The 18cm-high sculpture was probably carved in York more than 800 years ago and shows Joseph of Arimathea tenderly lifting Jesus Christ’s body from the cross.
The carving had, for 40 years (until 2022), been on long-term loan to the V&A in London, but it was sold by its owners to the Metropolitan Museum of Art in New York for about £2m, prompting the UK to place a temporary export bar on it.
The V&A announced in February that it would seek to raise the funds. On Friday it said it had been successful.
Tristram Hunt, the director of the V&A, said the campaign had been vital to save for the nation this “elemental object of English art”. He added: “It is sublime. We often underplay the early medieval period but here you’ve got such delicacy in the carving … you feel the emotion.”
The carving is revered by medieval specialists and regarded as unusually important. Sandy Heslop, a medieval expert at the University of East Anglia, described it to the Art Newspaper as “the first expression of tenderness in a work of art”.
The historian and author Tom Holland said of the carving: “So beautiful, so moving, and all the more precious for being so very rare.”
The object depicts the moment in the story of the Passion of Christ known as the Deposition from the Cross.
The carving is seen as one of the finest and most important examples of English Romanesque ivory still surviving, praised for its embodiment of feelings of human suffering, empathy and compassion.
The piece would have been part of a larger scene and one reason the V&A was so keen to raise the money was that it had the only other surviving piece from the ensemble.
The carving of Judas at the Last Supper was discovered in a house in Wakefield, West Yorkshire, in 1769 and entered the V&A collection in 1949. Acquisition of the deposition fragment means it can go on display with the Judas fragment once more.
Hunt said that because the carving was a loan it had never been given sufficient foregrounding by the V&A. “Now we can, now we can give it the billing it deserves.”
The raised funds include £700,000 from the National Heritage Memorial Fund, a fund of last resort for saving national treasures.
The fund’s chair, Simon Thurley, said he was thrilled the support would “save the sculpture for the nation and secure a home for it at the V&A for audiences to enjoy in perpetuity”. He said it was a “beautiful and expressive” object and “one of the most important English pieces to have survived from the Romanesque period”.

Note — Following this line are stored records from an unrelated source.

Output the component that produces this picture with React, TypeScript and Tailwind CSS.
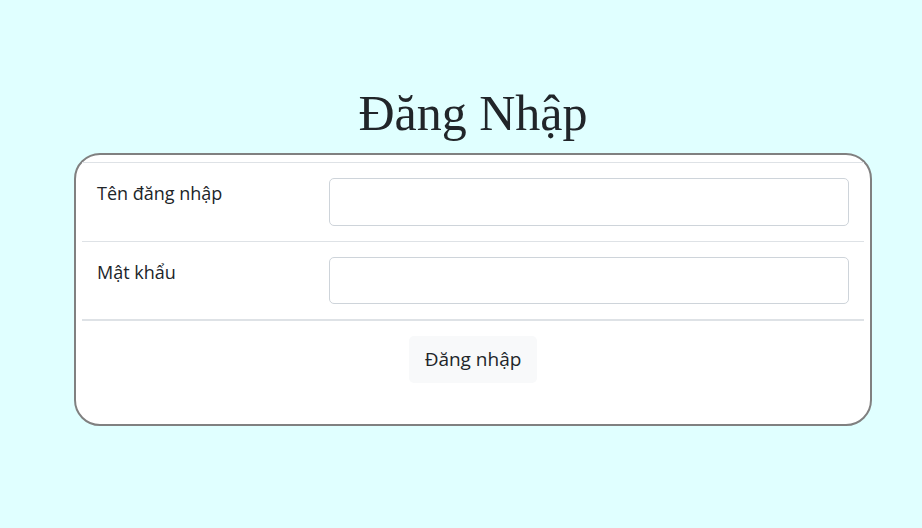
import React from "react";

export default function App() {
  return (
    <div className="w-full h-[528px] bg-[#e0ffff] text-[#212529]" style={{ fontFamily: '"Open Sans", "Noto Sans", sans-serif' }}>
      <div className="ml-[74px] w-[798px] pt-[83px]">
        <h1 className="text-center text-[50px] leading-[60px] mb-[10px] font-normal" style={{ fontFamily: '"Liberation Serif", "Times New Roman", serif' }}>
          Đăng Nhập
        </h1>
        <div className="border-2 border-[#808080] rounded-[26px] bg-white px-[6px] pt-[7px] pb-[26px]">
          <div className="border-t border-[#dee2e6]">
            <div className="flex border-b border-[#dee2e6]">
              <div className="w-[232px] pl-[15px] pt-[15px] text-[18px] leading-[30px]">Tên đăng nhập</div>
              <div className="flex-1 px-[15px] py-[15px]">
                <input type="text" className="block w-full h-[48px] border border-[#ced4da] rounded-[5px] bg-white outline-none" />
              </div>
            </div>
            <div className="flex border-b-2 border-[#dee2e6]">
              <div className="w-[232px] pl-[15px] pt-[15px] text-[18px] leading-[30px]">Mật khẩu</div>
              <div className="flex-1 px-[15px] pt-[15px] pb-[15px]">
                <input type="password" className="block w-full h-[47px] border border-[#ced4da] rounded-[5px] bg-white outline-none" />
              </div>
            </div>
            <div className="flex justify-center pt-[15px] pb-[15px]">
              <button className="h-[47px] px-[16px] rounded-[5px] bg-[#f8f9fa] text-[19px] text-[#212529]">Đăng nhập</button>
            </div>
          </div>
        </div>
      </div>
    </div>
  );
}
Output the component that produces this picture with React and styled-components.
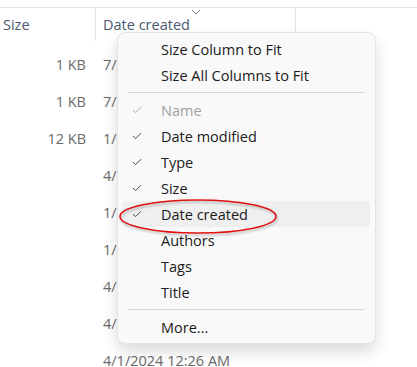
import React from 'react';
import styled, { createGlobalStyle } from 'styled-components';

const GlobalStyle = createGlobalStyle`
  html, body {
    margin: 0;
    padding: 0;
    background: #ffffff;
    font-family: "Open Sans", "Noto Sans", sans-serif;
  }
`;

const Page = styled.div`
  position: relative;
  width: 417px;
  height: 367px;
  overflow: hidden;
  background: #ffffff;
  padding-top: 7px;
  box-sizing: border-box;
`;

const Header = styled.div`
  display: flex;
  height: 33px;
  border-top: 1px solid #e5e5e5;
`;

const HeaderCell = styled.div`
  position: relative;
  width: ${({ width }) => width}px;
  box-sizing: border-box;
  padding-left: ${({ pad }) => pad}px;
  display: flex;
  align-items: center;
  font-size: 14.5px;
  color: #4a5a70;
  border-right: ${({ divider }) => (divider ? '1px solid #e5e5e5' : 'none')};
`;

const SortChevron = styled.svg`
  position: absolute;
  top: 1px;
  left: 95px;
`;

const Rows = styled.div`
  display: flex;
  flex-direction: column;
  padding-top: 5px;
`;

const Row = styled.div`
  display: flex;
  height: 37px;
  align-items: center;
  font-size: 14.5px;
  color: #6b6b6b;
`;

const SizeCell = styled.div`
  width: 86px;
  text-align: right;
  box-sizing: border-box;
`;

const DateCell = styled.div`
  padding-left: 17px;
`;

const Menu = styled.div`
  position: absolute;
  left: 117px;
  top: 32px;
  width: 259px;
  box-sizing: border-box;
  padding: 3px 5px;
  background: #f9f9f9;
  border: 1px solid #e3e3e3;
  border-radius: 8px;
  box-shadow: 0 8px 16px rgba(0, 0, 0, 0.14);
  display: flex;
  flex-direction: column;
`;

const Item = styled.div`
  display: flex;
  align-items: center;
  height: 26px;
  padding-left: 9px;
  border-radius: 4px;
  font-size: 14.5px;
  color: ${({ disabled }) => (disabled ? '#a0a0a0' : '#1b1b1b')};
  background: ${({ active }) => (active ? '#efefef' : 'transparent')};
`;

const CheckSlot = styled.span`
  width: 29px;
  display: flex;
  align-items: center;
`;

const Separator = styled.div`
  height: 1px;
  background: #d9d9d9;
  margin: 4px 5px;
`;

const Ring = styled.svg`
  position: absolute;
  left: 117px;
  top: 195px;
  filter: drop-shadow(1px 2px 1px rgba(0, 0, 0, 0.25));
`;

const Check = ({ color }) => (
  <svg width="10" height="8" viewBox="0 0 10 8">
    <path d="M1 4.2 L3.6 6.6 L9 1.2" fill="none" stroke={color} strokeWidth="1" />
  </svg>
);

const rows = [
  ['1 KB', '7/'],
  ['1 KB', '7/'],
  ['12 KB', '1/'],
  ['', '4/'],
  ['', '1/'],
  ['', '1/'],
  ['', '4/'],
  ['', '4/'],
  ['', '4/1/2024 12:26 AM'],
];

const items = [
  { label: 'Name', checked: true, disabled: true },
  { label: 'Date modified', checked: true },
  { label: 'Type', checked: true },
  { label: 'Size', checked: true },
  { label: 'Date created', checked: true, active: true },
  { label: 'Authors' },
  { label: 'Tags' },
  { label: 'Title' },
];

export default function App() {
  return (
    <Page>
      <GlobalStyle />
      <Header>
        <HeaderCell width={96} pad={3} divider>Size</HeaderCell>
        <HeaderCell width={200} pad={7} divider>
          Date created
          <SortChevron width="10" height="6" viewBox="0 0 10 6">
            <path d="M1 1 L5 5 L9 1" fill="none" stroke="#7a7a7a" strokeWidth="1" />
          </SortChevron>
        </HeaderCell>
      </Header>
      <Rows>
        {rows.map(([size, date], i) => (
          <Row key={i}>
            <SizeCell>{size}</SizeCell>
            <DateCell>{date}</DateCell>
          </Row>
        ))}
      </Rows>

      <Menu>
        <Item><CheckSlot />Size Column to Fit</Item>
        <Item><CheckSlot />Size All Columns to Fit</Item>
        <Separator />
        {items.map((it) => (
          <Item key={it.label} disabled={it.disabled} active={it.active}>
            <CheckSlot>{it.checked && <Check color={it.disabled ? '#a8a8a8' : '#4a4a4a'} />}</CheckSlot>
            {it.label}
          </Item>
        ))}
        <Separator />
        <Item><CheckSlot />More...</Item>
      </Menu>

      <Ring width="164" height="42" viewBox="0 0 164 42">
        <ellipse cx="81" cy="21.5" rx="78" ry="16.5" fill="none" stroke="#e01010" strokeWidth="1.6" />
      </Ring>
    </Page>
  );
}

Money had also come from various trusts, foundations and individuals, plus from the Art Fund.
The V&A said the deposition carving ranked alongside two nationally important 12th-century Romanesque objects in its collection: the Gloucester candlestick, regarded as a masterpiece of English metalwork, and the Becket casket, a reliquary enamelled with the murder of St Thomas Becket.
The carving had been in the collection of the art collectors and dealers John and Gertrude Hunt, passing down after their deaths to their heirs.